▶ [WHAT TO PRODUCE] Check each line of the data below for the word "this", then extract the ones that have it.

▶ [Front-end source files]
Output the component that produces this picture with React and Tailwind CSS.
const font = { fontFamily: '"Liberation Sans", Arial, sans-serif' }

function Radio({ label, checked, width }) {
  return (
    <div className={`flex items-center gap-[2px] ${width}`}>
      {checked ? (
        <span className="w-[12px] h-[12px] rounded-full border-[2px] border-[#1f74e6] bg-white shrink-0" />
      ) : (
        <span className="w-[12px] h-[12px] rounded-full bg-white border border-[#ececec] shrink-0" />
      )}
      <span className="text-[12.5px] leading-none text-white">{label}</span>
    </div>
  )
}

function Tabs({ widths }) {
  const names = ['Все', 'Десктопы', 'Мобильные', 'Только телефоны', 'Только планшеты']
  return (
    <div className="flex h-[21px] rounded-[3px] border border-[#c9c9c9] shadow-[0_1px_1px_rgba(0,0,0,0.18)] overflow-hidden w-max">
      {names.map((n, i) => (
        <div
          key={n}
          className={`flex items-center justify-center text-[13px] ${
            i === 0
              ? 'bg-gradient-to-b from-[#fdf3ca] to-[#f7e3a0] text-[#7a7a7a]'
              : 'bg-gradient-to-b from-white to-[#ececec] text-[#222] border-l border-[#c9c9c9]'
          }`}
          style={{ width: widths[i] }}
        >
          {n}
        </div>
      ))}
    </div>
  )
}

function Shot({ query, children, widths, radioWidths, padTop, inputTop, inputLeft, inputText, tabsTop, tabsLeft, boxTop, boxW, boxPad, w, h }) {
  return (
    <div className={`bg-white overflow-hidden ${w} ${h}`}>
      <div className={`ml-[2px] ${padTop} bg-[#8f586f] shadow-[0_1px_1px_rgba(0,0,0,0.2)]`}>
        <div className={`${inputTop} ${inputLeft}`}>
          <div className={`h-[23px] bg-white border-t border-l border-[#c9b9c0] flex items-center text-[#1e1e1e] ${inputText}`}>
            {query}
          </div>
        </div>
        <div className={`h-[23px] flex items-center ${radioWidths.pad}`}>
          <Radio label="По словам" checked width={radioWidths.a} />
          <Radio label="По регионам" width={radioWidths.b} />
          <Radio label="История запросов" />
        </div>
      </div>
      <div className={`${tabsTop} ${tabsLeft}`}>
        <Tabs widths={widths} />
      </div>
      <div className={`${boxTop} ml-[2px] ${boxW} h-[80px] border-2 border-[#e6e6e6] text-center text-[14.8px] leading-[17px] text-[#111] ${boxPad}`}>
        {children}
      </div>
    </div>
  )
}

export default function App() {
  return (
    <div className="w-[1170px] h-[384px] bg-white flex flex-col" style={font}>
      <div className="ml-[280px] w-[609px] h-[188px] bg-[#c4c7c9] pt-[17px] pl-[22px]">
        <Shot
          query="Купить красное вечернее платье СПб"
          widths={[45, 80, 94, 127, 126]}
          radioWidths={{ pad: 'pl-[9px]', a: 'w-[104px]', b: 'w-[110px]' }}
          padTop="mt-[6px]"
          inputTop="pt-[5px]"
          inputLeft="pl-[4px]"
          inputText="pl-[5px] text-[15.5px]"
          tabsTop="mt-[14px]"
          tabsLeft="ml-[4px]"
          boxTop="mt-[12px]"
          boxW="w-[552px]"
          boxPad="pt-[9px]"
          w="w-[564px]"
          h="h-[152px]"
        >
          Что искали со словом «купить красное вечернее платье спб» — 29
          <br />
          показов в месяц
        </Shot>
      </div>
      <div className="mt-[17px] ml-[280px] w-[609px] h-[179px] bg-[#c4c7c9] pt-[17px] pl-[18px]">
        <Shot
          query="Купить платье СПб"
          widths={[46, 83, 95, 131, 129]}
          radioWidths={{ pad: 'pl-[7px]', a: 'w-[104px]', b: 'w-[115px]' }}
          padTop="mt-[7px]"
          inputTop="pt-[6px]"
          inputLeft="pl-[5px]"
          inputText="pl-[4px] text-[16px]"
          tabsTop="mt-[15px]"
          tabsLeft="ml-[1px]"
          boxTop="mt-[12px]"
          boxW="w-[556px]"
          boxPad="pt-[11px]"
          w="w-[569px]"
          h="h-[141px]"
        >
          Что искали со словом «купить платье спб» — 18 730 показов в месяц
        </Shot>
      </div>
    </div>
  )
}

--

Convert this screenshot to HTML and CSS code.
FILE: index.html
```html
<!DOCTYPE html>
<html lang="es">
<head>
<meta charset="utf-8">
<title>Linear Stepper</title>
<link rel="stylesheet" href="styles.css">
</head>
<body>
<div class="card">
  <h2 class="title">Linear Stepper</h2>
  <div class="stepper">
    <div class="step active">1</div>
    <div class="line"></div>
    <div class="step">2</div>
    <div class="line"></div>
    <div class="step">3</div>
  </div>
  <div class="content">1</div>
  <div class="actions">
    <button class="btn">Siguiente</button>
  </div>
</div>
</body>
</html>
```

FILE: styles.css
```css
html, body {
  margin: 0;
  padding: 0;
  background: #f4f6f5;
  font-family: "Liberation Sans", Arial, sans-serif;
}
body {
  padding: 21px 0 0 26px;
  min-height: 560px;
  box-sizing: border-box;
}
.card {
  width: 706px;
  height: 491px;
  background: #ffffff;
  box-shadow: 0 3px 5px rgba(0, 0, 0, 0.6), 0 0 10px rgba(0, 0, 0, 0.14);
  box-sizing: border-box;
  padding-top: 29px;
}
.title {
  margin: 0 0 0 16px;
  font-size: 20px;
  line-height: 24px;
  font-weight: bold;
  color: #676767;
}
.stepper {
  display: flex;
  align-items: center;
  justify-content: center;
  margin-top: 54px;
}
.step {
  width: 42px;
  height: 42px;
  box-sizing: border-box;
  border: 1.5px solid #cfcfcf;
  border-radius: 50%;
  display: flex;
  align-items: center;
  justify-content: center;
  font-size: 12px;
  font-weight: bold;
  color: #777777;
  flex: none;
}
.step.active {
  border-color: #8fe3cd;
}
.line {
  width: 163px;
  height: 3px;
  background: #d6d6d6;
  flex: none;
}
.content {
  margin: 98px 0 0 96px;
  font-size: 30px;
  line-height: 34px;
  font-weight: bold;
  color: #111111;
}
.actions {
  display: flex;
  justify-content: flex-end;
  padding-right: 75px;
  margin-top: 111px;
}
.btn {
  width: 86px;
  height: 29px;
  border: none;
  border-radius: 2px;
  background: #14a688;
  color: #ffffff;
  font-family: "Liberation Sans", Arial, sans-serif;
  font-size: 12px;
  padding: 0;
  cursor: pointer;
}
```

▶ [FINISHED ANSWER]
Output the component that produces this picture with React and Tailwind CSS.
Convert this screenshot to HTML and CSS code.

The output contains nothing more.